The Bombs That Failed in Kosovo
Attacks on Serbian troops in the field were ineffective. So what won the war?
It was a rare moment of euphoria for fatigued NATO staffers. As two B-52 bombers lumbered over southwest Kosovo on June 8, war planners at NATO's operations center in Vicenza, Italy, gazed hopefully at a live video feed from an unmanned spy plane circling over suspected Serbian troop lines. As 37 bombs dropped by the jets began to explode, "they were whooping and hollering," says Col. Floyd Carpenter, operations group commander for the 5th Bomb Wing, who was on the phone to Vicenza at the time. Initial reports estimated 800 dead Serbian troops. A day later Yugoslavia agreed to withdraw all its forces from Kosovo.
The strikes appeared to have been the decisive blow NATO had been hoping for--until NATO analysts inspected the area from helicopters hovering 50 feet off the ground. There were plenty of bomb craters, sure enough. But investigators "saw nothing," according to a NATO official, "that would indicate that kind of devastation"--such as scattered personal effects. "Unless Hazel came in with her broom and cleaned things up," he insists, "nothing serious was destroyed in the area."
Clashing generals. NATO and Pentagon officials are reluctantly beginning to apply that conclusion to the entire campaign against Serbian forces on the ground. That strategy was championed by NATO's top commander, Gen. Wesley Clark, even though it tied up most of NATO's jets for several weeks of the war and was opposed at the time by Clark's top air-power expert. "The campaign against mobile targets was a near failure," declares one NATO official. While some dismiss such sour post-mortems as irrelevant bean counting, the issue is already a focal point of NATO and Pentagon "after-action" reviews meant to determine what worked in Kosovo and what didn't. The final results, due out in coming weeks, will shape how the Pentagon fights future wars and even which weapons earn scarce defense dollars. Many military analysts, meanwhile, now think that Russia's withdrawal of support for Yugoslavia along with attacks on the power grid, transportation system, and other "strategic" targets--which only intensified late in the 78-day war--are ultimately what defeated Serbian leader Slobodan Milosevic.
It may never be clear whether NATO could have won the war more quickly. But emerging insights suggest that, at the very least, NATO planned poorly for Operation Allied Force and sputtered along for weeks in a kind of trial-and-error mode. Originally, NATO planned for a bombing campaign that would last just two to four days until Milosevic gave in. "We called this one absolutely wrong," says a NATO slide presentation prepared recently by Adm. James Ellis, Clark's second-in-command, and obtained by U.S. News. That faulty prediction caused a "lack of coherent campaign planning" and a failure to prepare for surprises, according to Ellis's summary.
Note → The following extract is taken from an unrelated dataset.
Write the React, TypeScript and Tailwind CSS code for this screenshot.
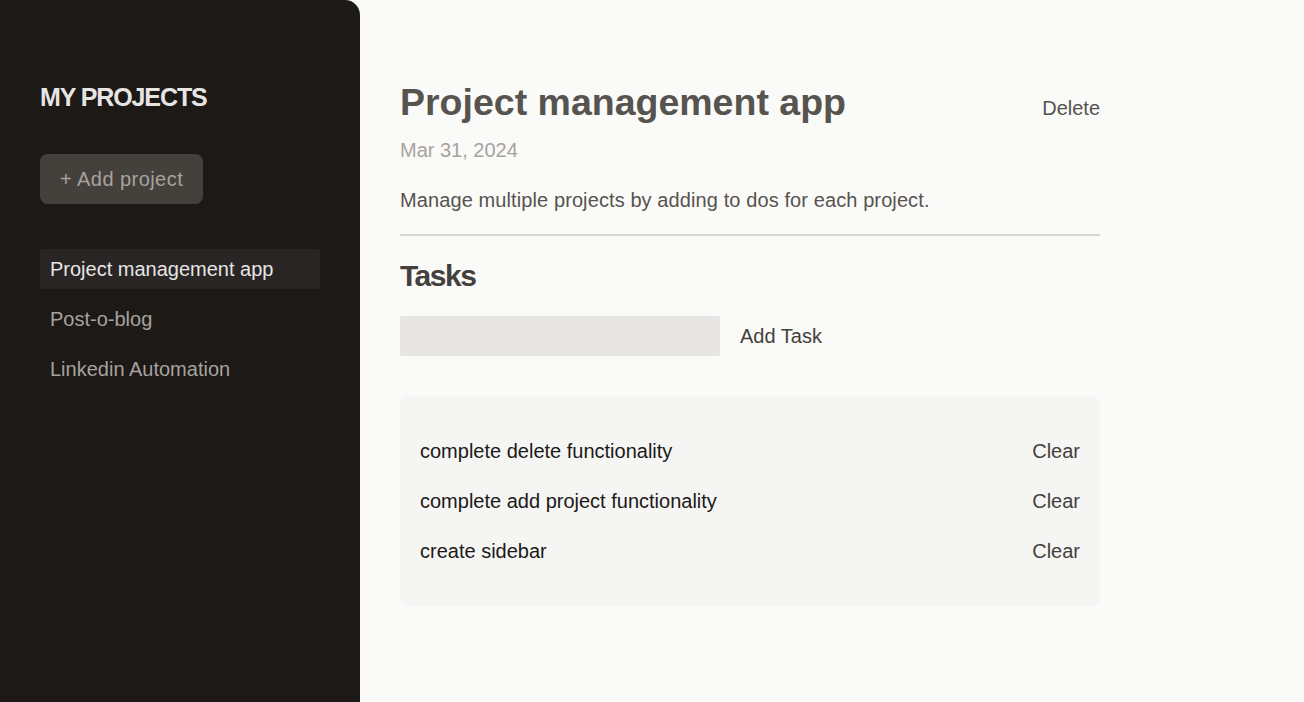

Slow start. For one thing, NATO was not prepared for round-the-clock operations until early May, according to one Air Force officer. That was six weeks into the war. Nor did NATO have a plan for dealing with the Serbs' brutal treatment of ethnic Albanians in Kosovo. "The end result," wrote Anthony Cordesman of the Center for Strategic and International Studies in a study for the Air Force, "was thousands of dead and over 1.5 million refugees."